One of the requirements set forth in the contract to sell our house in Vermont is that the place be free of all signs of rodent activity at the time of closing. This is an existential minefield.
-What exactly is “the time of closing”? When the last person has signed the documents? When everybody shakes hands and leaves the room? When the first person signs the documents? Because in the time it takes for one person to sign the documents, there may very well be more “signs” of rodent activity.
The rodents we’re talking about are field mice. The house is in a field. the way I look at it, and them too, is that 200 years ago somebody built a house on their field and therefore it’s their house. Can hardly blame them if there are yummy apples inside after all the outside apples are rotten.
But the folks who are left, our caretakers, have been scheming to outsmart the rodents. In stalking them, setting traps in odd places, finding their teeny doorways and teenier tracks, they noticed a mouse with one eye. His face looks slightly smashed and they think he may have been caught in a trap and then escaped, minus one eye. He stares at them with his one eye. He is not afraid, an entitled mouse, an experienced mouse, wizened and careful and willing to get it on with a befuddled human or two. He’s small and fast and with his one eye he understands traps.
I think the mouse may be God. Or the one-eyed furry ghost of Claudio Arrau, who used to own the house and who used to play the grandest of grand Steinways in the room where the one-eyed mouse now holds power. His one eye might actually be a third eye, the other two having been removed by the cruel trap.
The third eye sees a new family, young and busy and looking forward to their few minutes in the big house on Arrau Road. But tomorrow the kids will be grown, have summer jobs, be too engaged elsewhere to get up there from the city. The new people bought a couch so big it had to be brought in through a window – frame and glass removed entirely – because it was too big to get through the door. I wonder what color it is. It’s from Restoration Hardware. How long will it take the one-eyed mouse to find a few nuts, or seeds, on the floor or in the pantry or on the counters, and gather them all under the new Restoration Hardware cushions, safe and sound for the next time there’s a famine? How long will it take the one-eyed mouse to adjust to the new people, undoubtedly more careful, cleaner, neater than the last people (us).
The one-eyed mouse isn’t interested in the existential questions; he’s interested in saving for the famine, which will inevitably come. And the day will also come when the big new sofa is old and sagging, and offered to the highest bidder. The kids will be grown, the parents will be old, too old to make the trip with the dog and the coffee beans and the big winter coats.

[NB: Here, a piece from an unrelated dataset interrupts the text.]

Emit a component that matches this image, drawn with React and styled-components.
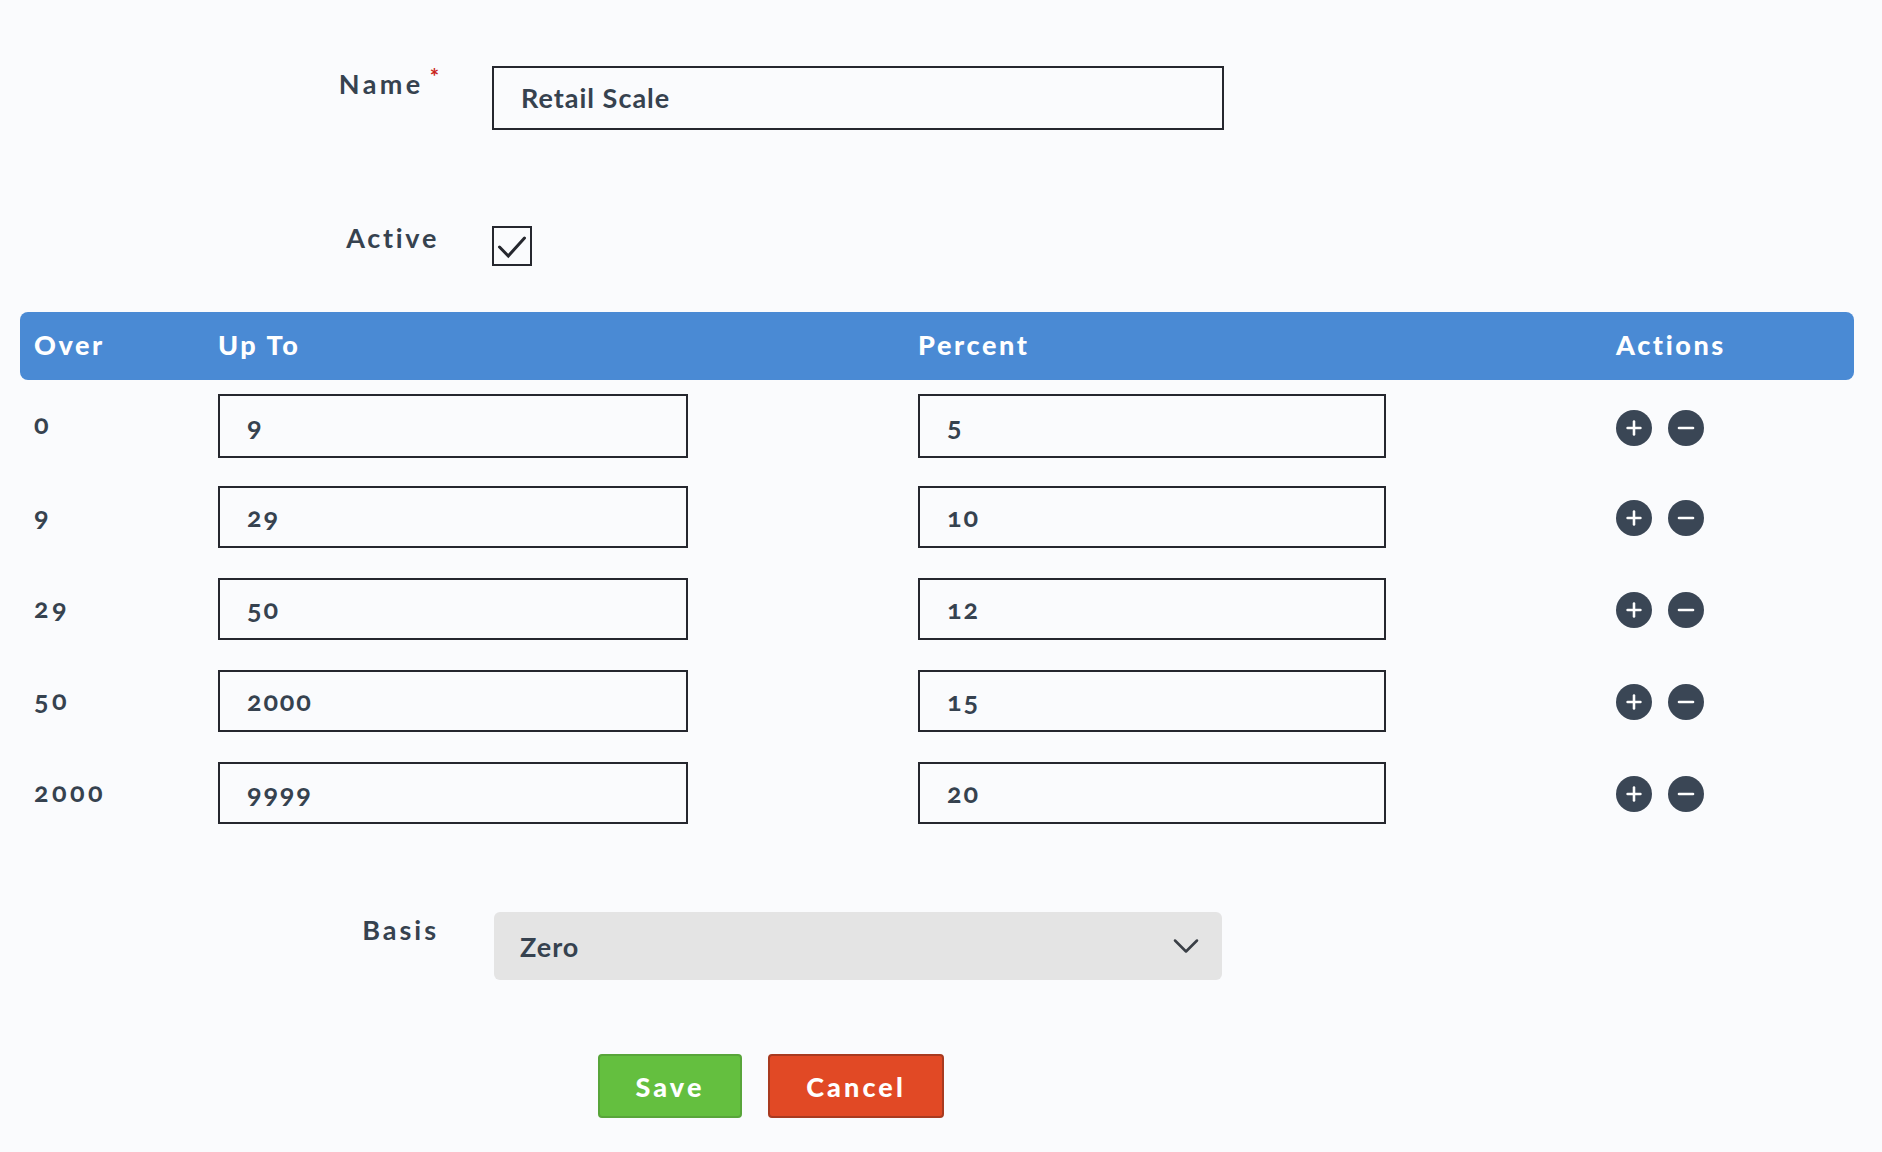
import React from 'react';
import styled, { createGlobalStyle } from 'styled-components';
import { Plus, Minus, ChevronDown } from 'lucide-react';

const Global = createGlobalStyle`
  html, body { margin: 0; background: #fafbfd; }
  body { font-family: "Lato", "Open Sans", sans-serif; color: #36424f; font-variant-numeric: oldstyle-nums; }
`;
const Page = styled.div`
  width: 1882px; height: 1152px; box-sizing: border-box; padding: 66px 28px 0 20px;
`;
const FormRow = styled.div`
  display: grid; grid-template-columns: 419px 1fr; column-gap: 53px; margin-bottom: ${p => p.$mb}px;
`;
const Label = styled.label`
  justify-self: end; font-size: 27px; font-weight: 700; letter-spacing: ${p => p.$ls}px; line-height: 32px; margin-top: ${p => p.$mt || 0}px; white-space: nowrap;
`;
const Req = styled.sup`
  color: #c9251a; font-size: 22px; font-weight: 700; margin-left: 6px; line-height: 0; vertical-align: 9px; letter-spacing: 0;
`;
const TextInput = styled.div`
  box-sizing: border-box; width: ${p => p.$w}px; height: ${p => p.$h || 64}px; border: 2px solid #25272e; background: #fafbfd;
  display: flex; align-items: center; padding: 0 0 2px 27px; font-size: 27px; font-weight: 700; color: #36424f;
  letter-spacing: ${p => p.$ls || 1}px; margin-top: ${p => p.$mt || 0}px;
`;
const CheckBox = styled.div`
  box-sizing: border-box; width: 40px; height: 40px; border: 2px solid #25272e; color: #25272e;
`;
const CheckMark = styled.svg`
  display: block; width: 36px; height: 36px;
`;
const Header = styled.div`
  display: grid; grid-template-columns: 184px 700px 698px 1fr; height: 68px; align-items: center;
  background: #4a8ad4; border-radius: 8px; color: #fff; font-size: 27px; font-weight: 900; letter-spacing: 2.6px;
`;
const HeadCell = styled.div` padding-left: 14px; margin-top: -4px; `;
const Row = styled.div`
  display: grid; grid-template-columns: 184px 700px 698px 1fr; height: 92px; align-items: center;
`;
const Over = styled.div` padding-left: 14px; font-size: 27px; font-weight: 700; letter-spacing: 3.4px; margin-top: -6px; `;
const Cell = styled.div` padding-left: 14px; `;
const Actions = styled.div` display: flex; gap: 16px; padding-left: 14px; margin-top: ${p => p.$mt}px; `;
const Round = styled.span`
  width: 36px; height: 36px; border-radius: 50%; background: #3a4655; color: #fff; display: flex; align-items: center; justify-content: center;
`;
const Rows = styled.div` margin-bottom: 72px; `;
const Select = styled.div`
  box-sizing: border-box; width: 728px; height: 68px; margin-left: 2px; background: #e4e4e4; border-radius: 6px;
  display: flex; align-items: center; justify-content: space-between; padding: 0 14px 0 26px; font-size: 27px; font-weight: 700; letter-spacing: 1px;
`;
const Buttons = styled.div` display: flex; gap: 26px; padding-left: 578px; `;
const Btn = styled.button`
  box-sizing: border-box; height: 64px; width: ${p => p.$w}px; border-radius: 4px; color: #fff; font: 900 27px "Lato", sans-serif; letter-spacing: 3.1px;
  background: ${p => p.$bg}; border: 2px solid ${p => p.$bd};
`;

const data = [[0, 9, 5], [9, 29, 10], [29, 50, 12], [50, 2000, 15], [2000, 9999, 20]];

export default function App() {
  return (
    <Page>
      <Global />
      <FormRow $mb={96}>
        <Label $mt={2} $ls={3.4}>Name<Req>*</Req></Label>
        <TextInput $w={732}>Retail Scale</TextInput>
      </FormRow>
      <FormRow $mb={46}>
        <Label $mt={-4} $ls={2.7}>Active</Label>
        <CheckBox>
          <CheckMark viewBox="0 0 36 36" fill="none" stroke="currentColor" strokeWidth="3" strokeLinecap="round" strokeLinejoin="miter">
            <path d="M5.5 19 L14.3 28 L30.5 10" />
          </CheckMark>
        </CheckBox>
      </FormRow>
      <Header>
        <HeadCell>Over</HeadCell>
        <HeadCell>Up To</HeadCell>
        <HeadCell>Percent</HeadCell>
        <HeadCell>Actions</HeadCell>
      </Header>
      <Rows>
        {data.map(([a, b, c], i) => (
          <Row key={a}>
            <Over>{a}</Over>
            <Cell><TextInput $w={470} $h={i === 0 ? 64 : 62} $ls={1.8} $mt={i === 0 ? 0 : -2}>{b}</TextInput></Cell>
            <Cell><TextInput $w={468} $h={i === 0 ? 64 : 62} $ls={1.8} $mt={i === 0 ? 0 : -2}>{c}</TextInput></Cell>
            <Actions $mt={i === 0 ? 4 : 0}>
              <Round><Plus size={22} strokeWidth={2.8} /></Round>
              <Round><Minus size={24} strokeWidth={2.6} /></Round>
            </Actions>
          </Row>
        ))}
      </Rows>
      <FormRow $mb={74}>
        <Label $mt={2} $ls={3}>Basis</Label>
        <Select>Zero<ChevronDown size={44} strokeWidth={1.4} color="#3a3f46" /></Select>
      </FormRow>
      <Buttons>
        <Btn $w={144} $bg="#64bf3f" $bd="#58a53a">Save</Btn>
        <Btn $w={176} $bg="#e14925" $bd="#a83a20">Cancel</Btn>
      </Buttons>
    </Page>
  );
}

Four things: Lucy’s baby snow boots, sent back to us from the house in Vermont. They’re on the mantle in our bedroom because I don’t know what else to do with them. Memories: Byron’s steady boy-steps on the half-frozen pond, finally breaking through in order to rescue little Tommy the Shiba Inu, who was so greedy for a drink of cold water that he broke through the ice first. Toddling Isabel, walking on top of the stone wall that surrounds our – well, not ours any more – lavender garden, tip-toeing her way through the cousins’ tradition: the big ones hold the hands of the little ones while they learn to jump over the spaces and negotiate the uneven stones. And footprints on the rug, whipped cream and pumpkin, once a pie, that little Clara with her maryjanes had run right through and kept on going.
She’s still going. And I’m still working, fighting really, to put one step after the other, to keep on walking towards something, not the house in Vermont or the baby grandchildren or my youth or my husband’s youth, but somewhere that’s not right here. Maybe I need the one-eyed mouse to help me.